Said article 1622 reads:

"Whenever a piece of urban land which is so small and so situated that a major portion thereof cannot be used for any practical purposes within a reasonable time, having been bought merely for speculation, is about to be resold, the owner of any adjoining land has a right of pre-emption at a reasonable price." (Italic supplied,)

This provision is not in point. It has been neither proved nor alleged, either that the land purchased by appellant from Lamberto Reyes "is so small and so situated that a major portion thereof cannot be used for any practical purposes," or that it has "been bought merely for speculation," or, even, that it "is about to be resold." Besides, it is alleged in appellant's answer "that the land sought to be redeemed by plaintiff is * * * sufficiently big in area and so situated that the major portion or the whole thereof can serve comfortably as workshop and storage of machineries and equipments which defendant is putting up in the exercise and furtherance of his profession as professional mechanical engineer and associate electrical engineer;" that "in fact a portion of said lot is actually used for residential purposes * * *;" and "that defendant has no intention now or in the future to dispose of or sell the property subject matter of the present action to any person * * *." What is more, appellee does not contest appellant's evidence on these allegations. Hence, the first two assignments of error are well taken.

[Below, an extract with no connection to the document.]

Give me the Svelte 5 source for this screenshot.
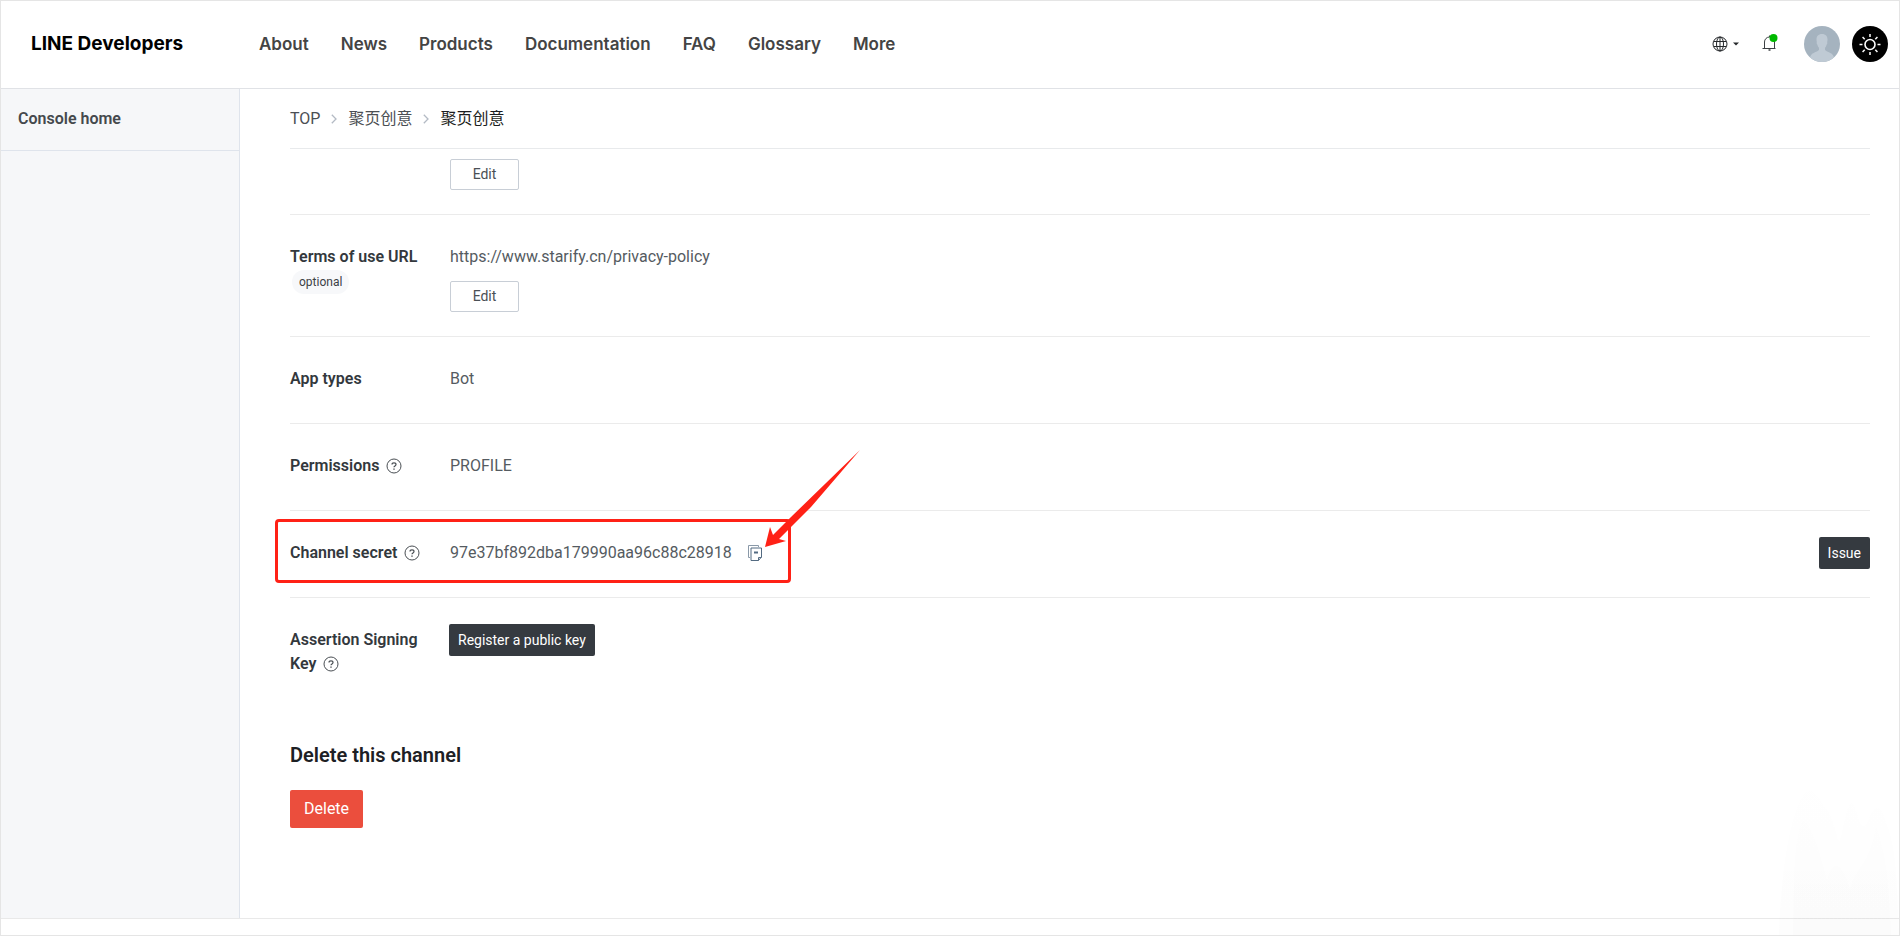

With respect to the third assignment of error, we find that the case of Priscilla vs. Teodoro (supra) involved a concrete cement building of several stories, one of the walls of which encroached upon a portion of barely 1.43 square meters of the adjoining lot, due to a mistake in the survey made by an officer of the government, upon which the agents of the owner of said building had relied in the construction thereof. Besides, the encroachment could not be removed without demolishing said wall at a fantastic cost.

In the case at bar, appellee and her parents knew that their tanks and well were in appellant's property, which they used with the consent of its former owner (Artura Reyes). Furthermore, it is not claimed that said tanks and well cannot be constructed on the vacant portion of appellee's lot, apart from the fact that the building aforementioned is a two-story wooden house, with galvanized iron roofing. Hence, the equities in Priscilla vs. teodora (Supra) differ from those obtaining in the present case sufficiently to take the latter away from the rule laid down by the Court of Appeals in the former case.

As regards the third assignment of error, Art. 1573 and 487 of the Civil Code of Spain read:

"ART. 1573. A lessee shall have, with respect to useful and voluntary improvements, the same rights which are. granted to-usufructuaries.

"Art. 487. The usufructuary may make on the property held in usufruct any improvements, useful or recreative which he may deem proper, provided he does not change its form or substance; but he sfiall have no right to be indemnified therefor. He may, however, remove such improvements, should it be possible to do so without injury to the property." (Italic supplied.)

As contended by appellant Soriente, the rights of the parties herein are governed by these legal provisions, the well, the water tanks and appellee's house having been constructed in 1912, when the Spanish Civil Code was in force in the Philippines and the builders of said improvements and appellant's predecessor in interest (Arturo Reyes) were mere lessees of the two lots which were later on divided among and then bought by them. Having succeeded to the interest of Gregorio Domingo and Antonia Reyes, appellee Juanita Domingo can claim no better rights than those possessed by her aforementioned parents, as lessees and builders of said improvements. Upon the other hand, appellant Soriente, as purchaser of the land on which said improvements are, has no other obligations in favor of its builder, and, hence, of its successor in interest appellee herein than those transmitted to him by Lamberto Reyes, his immediate predecessor in interest, who sold the land to him, and, in turn, acquired said obligations ultimately from its original owner and former lessor, the Compania Agricola de Ultramar. Pursuant to said Articles 487 and 1573, appellee herein has "no right to be indemnified" for said improvements, but may "remove" the same, "should it be possible to do so without injury to the property" of appellant herein. This implies, necessarily, that the latter may not be compelled, either to sell the portions covered by said improvements, much less a bigger area of appellant's property, or to have "the apparent easement of allowing the encroachments to continue during the existence of said well, water tanks and a portion of the building owned by plaintiff," as prayed for by appellee herein.

As a consequence, the last wo assignments of error must, also, be sustained.

Wherefore, judgment is rendered:

(1) Declaring: (a) that appellee Juania Domingo ds not entitled to compel appellant Isidro Soriente to sell to her any portion of his property; (b) that said appellant is not bound, either to remove the improvements constructed by him on said property, during the pendency of this case, or to pay attorney's fees to appellee Juanita Domingo; (c) that appellant may appropriate the well aforementioned, unless the appellee shall remove the same within thirty (30) days from notice of receipt of the records of this case by the court of first instance of Rizal, after this decision shall have become final and executory; and

(2) Sentencing the appellee (a) to remove, within the same period of time, the water tanks aforementioned and so much of the eaves of her house as abuts on the land of the appellant Soriente; and (b) to pay to the latter the sum of P20 a month, as rental for the use or occupation of his land by the improvements adverted to above, from August 15, 1954 to the date of the complete removal of said water tanks and eaves, as well as the costs.

As thus modified, the decision appealed from is hereby affirmed. It is so ordered.

Bengzon, C. J., Bautista Angelo, Labrador, Reyes, J.B.L., Barrera, Regala, and Makalintal, JJ., concur.